Carson Valley EventsAwaiting you in Carson Valley
If you’ve ever visited Carson Valley in your lifetime, you can probably still see it clearly in your memory. The broad green valley, speckled with grazing cattle, made lush by rivulets from mighty granite cliffs reaching up into the western sky, craggy summits white with snow.
In summer the snow is gone from the peaks, and in winter it descends to the valley floor from time to time. In any season it is surprisingly, unforgettably beautiful. The first person to say so to the world was Horace Greeley, of all people. He came early on — before Sam Clemens even — and sent a dispatch back to his newspaper, the New York Tribune, when he arrived in Placerville. He had just bounced across Nevada in a mail wagon and hated it. “The Humboldt, all things considered, is the meanest river of its length on earth,” he wrote, and went on and on about it. But he loved Carson Valley.
“I had previously seen some beautiful valleys,” he wrote, “but I place none of these ahead of Carson. This valley, originally a grand meadow, the home of the deer and the antelope, is nearly enclosed by high mountains, down which, especially from the north and west, come innumerable rivulets, leaping and dancing their way to form or join the Carson.”

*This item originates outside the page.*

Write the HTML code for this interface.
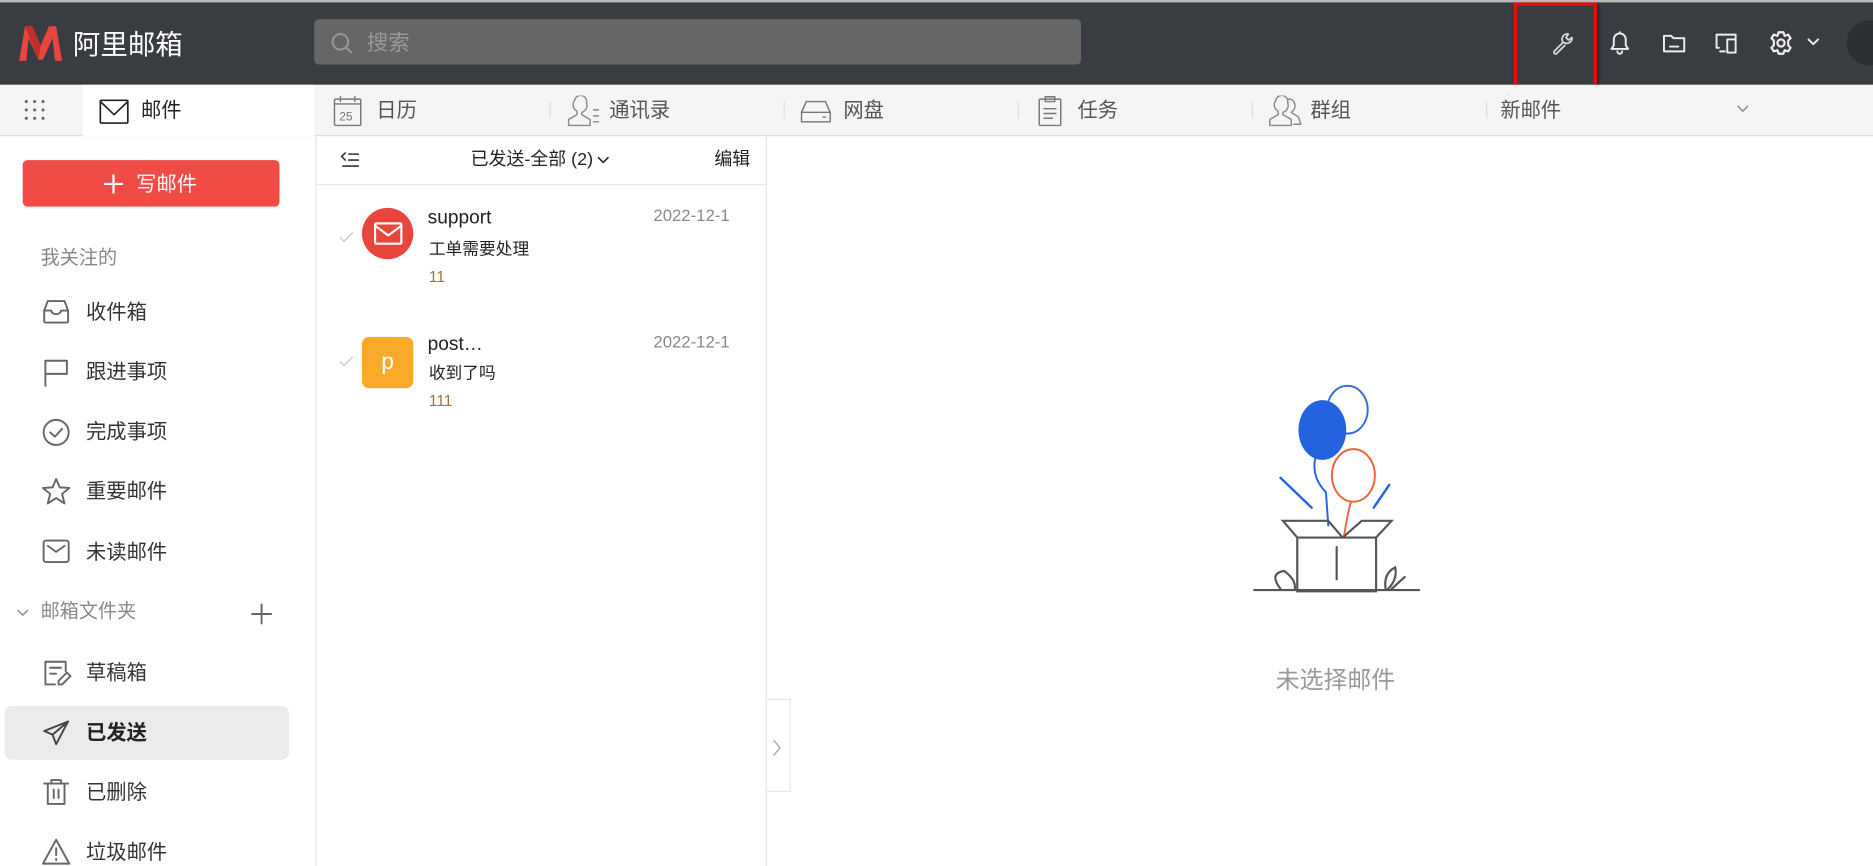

Each of the Valley’s communities offers excellent food and lodgings to visitors, and taken altogether the valley offers a variety of enjoyments: hiking and horseback riding, picking berries or pumpkins at local farms, or soaring in gliders in the clear skies above. Very quietly Carson Valley has become a travel destination of considerable appeal, with good food and lodging, a pleasant sparkle after dark, and sublime surroundings.